The important configuration options are:

  • cni.exclusive
    I also deploy Multus, so I don’t want Cilium assuming I’m committed.
  • kubeProxyReplacement: true
    Cilium can do kube-proxy’s job, and it can do it much faster.
  • bgpControlPlane.enabled: true
    Required for the whole BGP piece
  • ipam.mode: "cluster-pool"
    Cilium supports a variety of IPAM options, but this is the one that fits this use case.
  • ipam.operator.clusterPoolIP*
    These options control how IPs are assigned to pods in the cluster. For IPv4 we’re breaking up the /16 into /24s which can be assigned to nodes. This means 254 pods per node. Plenty considering I’m using raspberry pis. For IPv6 we’re breaking up the /96 into /112s. I tried aligning this with the /64 I provided to the k3s installer, but Cilium errored out and wanted a smaller CIDR. I need to dig into this more at some point.
  • ipv(4|6)NativeRoutingCIDR: ("10.42.0.0/16"|"2607:f2c0:f00e:eb42::/96")
    These need to match what we provided in the IPAM section, and tell Cilium to not encapsulate these networks – that the underlying network can route them properly.
  • bpf.vlanBypass
    Only necessary if you’re using VLANs.
  • EnableIPv(4|6)Masquerade: false
    Since we’ve got native routing both internally and externally to the cluster, we don’t want Cilium doing any NAT.
  • routingMode: "native"
    We want cilium using the underlying network for routing.
  • extraConfig.enable-ipv6-ndp: "true"
    Always good to be neighbourly.

Deploy cilium and wait for it to finish installing:

helm upgrade --install cilium cilium/cilium \
  --namespace kube-system \
  --values cilium-helm.yaml
kubectl wait --namespace kube-system \
  --for=condition=ready pod \
  --selector=app.kubernetes.io/name=cilium-operator \
  --timeout=120s
kubectl wait --namespace kube-system \
  --for=condition=ready pod \
  --selector=app.kubernetes.io/name=hubble-ui \
  --timeout=120s

Configure Cilium

Now it’s time to configure the BGP peering by creating some CRDs. First up is the CiliumBGPClusterConfig, which is the keystone of this operation. Note that it uses the bgp-enabled: "true" selector, which is why we labeled our nodes earlier.

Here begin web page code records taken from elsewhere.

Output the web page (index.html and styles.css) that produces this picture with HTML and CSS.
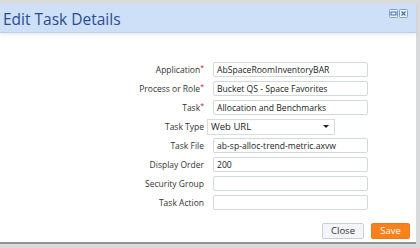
FILE: index.html
```
<!DOCTYPE html>
<html>
<head>
<meta charset="utf-8">
<link rel="stylesheet" href="styles.css">
</head>
<body>
<div class="page">
  <div class="dialog">
    <div class="header">
      <span class="title">Edit Task Details</span>
      <div class="tools">
        <svg class="tool" width="9" height="9" viewBox="0 0 9 9"><rect x="0.5" y="0.5" width="8" height="8" rx="1" fill="#eef4fd" stroke="#7f9fd3"/><rect x="2" y="3" width="5" height="3" fill="none" stroke="#3f64a8" stroke-width="1"/></svg>
        <svg class="tool" width="9" height="9" viewBox="0 0 9 9"><rect x="0.5" y="0.5" width="8" height="8" rx="1" fill="#eef4fd" stroke="#7f9fd3"/><path d="M2.5 2.5 L6.5 6.5 M6.5 2.5 L2.5 6.5" stroke="#3f64a8" stroke-width="1.1"/></svg>
      </div>
    </div>
    <div class="body">
      <div class="form">
        <div class="row"><label class="lbl">Application<sup>*</sup></label><div class="field">AbSpaceRoomInventoryBAR</div></div>
        <div class="row"><label class="lbl">Process or Role<sup>*</sup></label><div class="field">Bucket QS - Space Favorites</div></div>
        <div class="row"><label class="lbl">Task<sup>*</sup></label><div class="field">Allocation and Benchmarks</div></div>
        <div class="row"><label class="lbl">Task Type</label><div class="select"><span>Web URL</span><span class="arrow"></span></div></div>
        <div class="row"><label class="lbl">Task File</label><div class="field">ab-sp-alloc-trend-metric.axvw</div></div>
        <div class="row"><label class="lbl">Display Order</label><div class="field">200</div></div>
        <div class="row"><label class="lbl">Security Group</label><div class="field"></div></div>
        <div class="row"><label class="lbl">Task Action</label><div class="field"></div></div>
      </div>
      <div class="actions">
        <button class="btn close">Close</button>
        <button class="btn save">Save</button>
      </div>
    </div>
  </div>
</div>
</body>
</html>
```
FILE: styles.css
```
html, body {
  margin: 0;
  padding: 0;
}
body {
  width: 420px;
  height: 248px;
  overflow: hidden;
  background: #d9dadc;
  font-family: "Open Sans", "DejaVu Sans", sans-serif;
}
.page {
  padding-top: 4px;
  height: 244px;
}
.dialog {
  width: 416px;
  height: 240px;
  background: #ffffff;
  border-bottom: 2px solid #8c939b;
  box-sizing: border-box;
  display: flex;
  flex-direction: column;
}
.header {
  height: 29px;
  background: #cde0f7;
  border-bottom: 1px solid #bcd0ec;
  box-sizing: border-box;
  display: flex;
  align-items: center;
  justify-content: space-between;
  padding-left: 3px;
  padding-right: 8px;
  box-shadow: 0 2px 3px rgba(0,0,0,0.08);
}
.title {
  font-size: 15.5px;
  color: #2b4c8e;
  margin-top: 1px;
}
.tools {
  display: flex;
  gap: 1px;
  align-self: flex-start;
  margin-top: 5px;
}
.tool {
  display: block;
}
.body {
  flex: 1;
  display: flex;
  flex-direction: column;
  justify-content: space-between;
}
.form {
  display: flex;
  flex-direction: column;
  gap: 4px;
  padding-top: 29px;
}
.row {
  display: flex;
  align-items: center;
  height: 15px;
}
.lbl {
  width: 204px;
  text-align: right;
  font-size: 8.5px;
  color: #333333;
  flex: none;
}
.lbl sup {
  color: #cc2222;
  font-size: 7px;
  vertical-align: top;
  line-height: 1;
}
.field {
  margin-left: 9px;
  width: 155px;
  height: 15px;
  box-sizing: border-box;
  border: 1px solid #d3d8de;
  border-radius: 2px;
  background: #fff;
  font-size: 8.6px;
  color: #222;
  padding-left: 3px;
  display: flex;
  align-items: center;
}
.select {
  margin-left: 3px;
  width: 128px;
  height: 16px;
  box-sizing: border-box;
  border: 1px solid #d8dce0;
  background: #fff;
  font-size: 9.5px;
  color: #222;
  padding-left: 3px;
  padding-right: 5px;
  display: flex;
  align-items: center;
  justify-content: space-between;
}
.arrow {
  width: 0;
  height: 0;
  border-left: 3px solid transparent;
  border-right: 3px solid transparent;
  border-top: 3px solid #222;
}
.actions {
  display: flex;
  justify-content: flex-end;
  gap: 7px;
  padding-right: 6px;
  padding-bottom: 3px;
}
.btn {
  height: 16px;
  font-family: "Open Sans", "DejaVu Sans", sans-serif;
  font-size: 9.5px;
  padding: 0;
  border-radius: 2px;
  line-height: 14px;
}
.close {
  width: 42px;
  background: #f3f5f9;
  border: 1px solid #c9d0da;
  color: #333;
}
.save {
  width: 39px;
  background: #f7821b;
  border: 1px solid #f0781a;
  color: #fff;
}
```
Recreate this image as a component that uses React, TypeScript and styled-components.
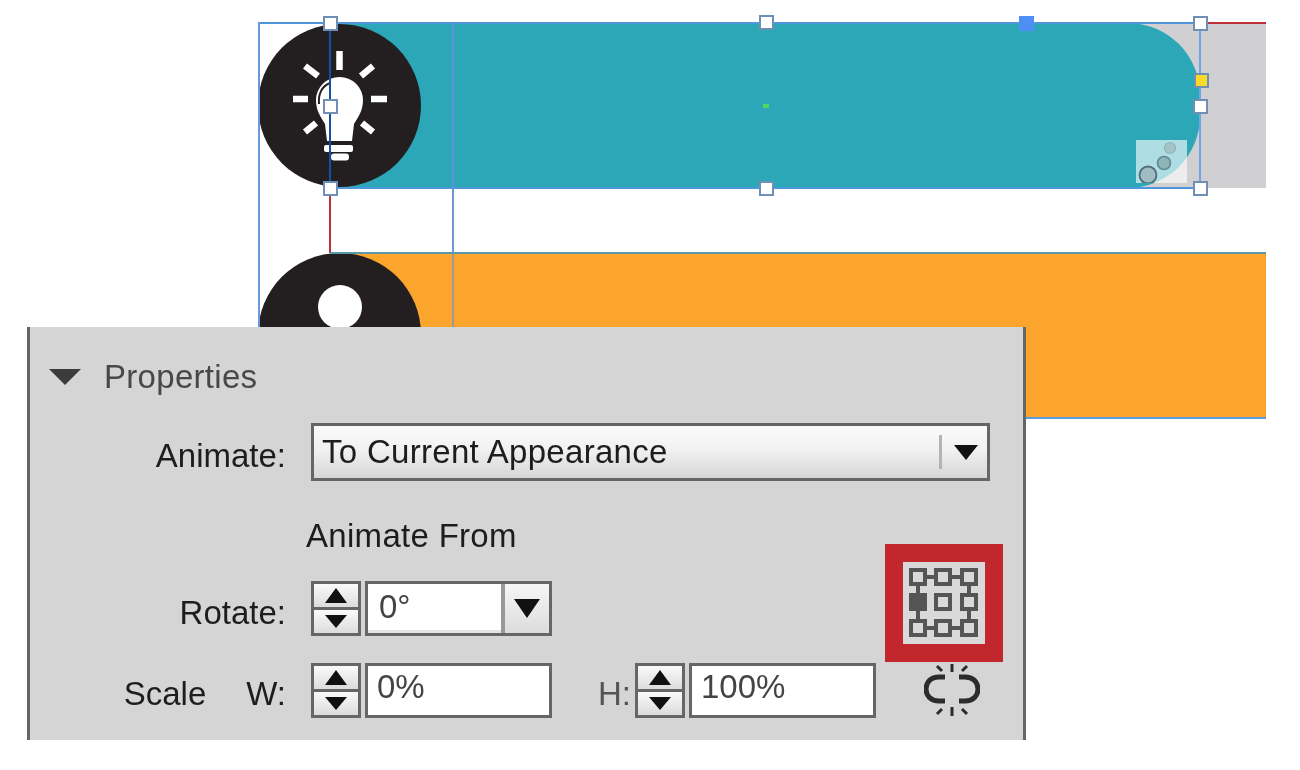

apiVersion: cilium.io/v2alpha1
kind: CiliumBGPClusterConfig
metadata:
  name: cilium-bgp
  namespace: cilium
spec:
  nodeSelector:
    matchLabels:
      bgp-enabled: "true"
  bgpInstances:
  - name: "64512"
    localASN: 64512
    peers:
    - name: "peer-64513-ipv4"
      peerASN: 64513
      peerAddress: "172.16.10.1"
      peerConfigRef:
        name: "cilium-peer4"
    - name: "peer-64513-ipv6"
      peerASN: 64513
      peerAddress: "2001:db8:beef:aa10::1"
      peerConfigRef:
        name: "cilium-peer6"

Now we need to create a pair of CiliumBGPPeerConfigs, one for IPv4 and one for IPv6:

apiVersion: cilium.io/v2alpha1
kind: CiliumBGPPeerConfig
metadata:
  namespace: cilium
  name: cilium-peer4
spec:
  gracefulRestart:
    enabled: true
    restartTimeSeconds: 15
  families:
    - afi: ipv4
      safi: unicast
      advertisements:
        matchLabels:
          advertise: "bgp"
---
apiVersion: cilium.io/v2alpha1
kind: CiliumBGPPeerConfig
metadata:
  namespace: cilium
  name: cilium-peer6
spec:
  gracefulRestart:
    enabled: true
    restartTimeSeconds: 15
  families:
    - afi: ipv6
      safi: unicast
      advertisements:
        matchLabels:
          advertise: "bgp"

Next up is the CiliumBGPAdvertisement CRD, which tells Cilium what kind of resources we want to advertise over BGP. In this case, we’re going to advertise both the pods and services. Note however, that this won’t advertise standard services, which are deployed in the k3s internal service range (10.43.0.0/16).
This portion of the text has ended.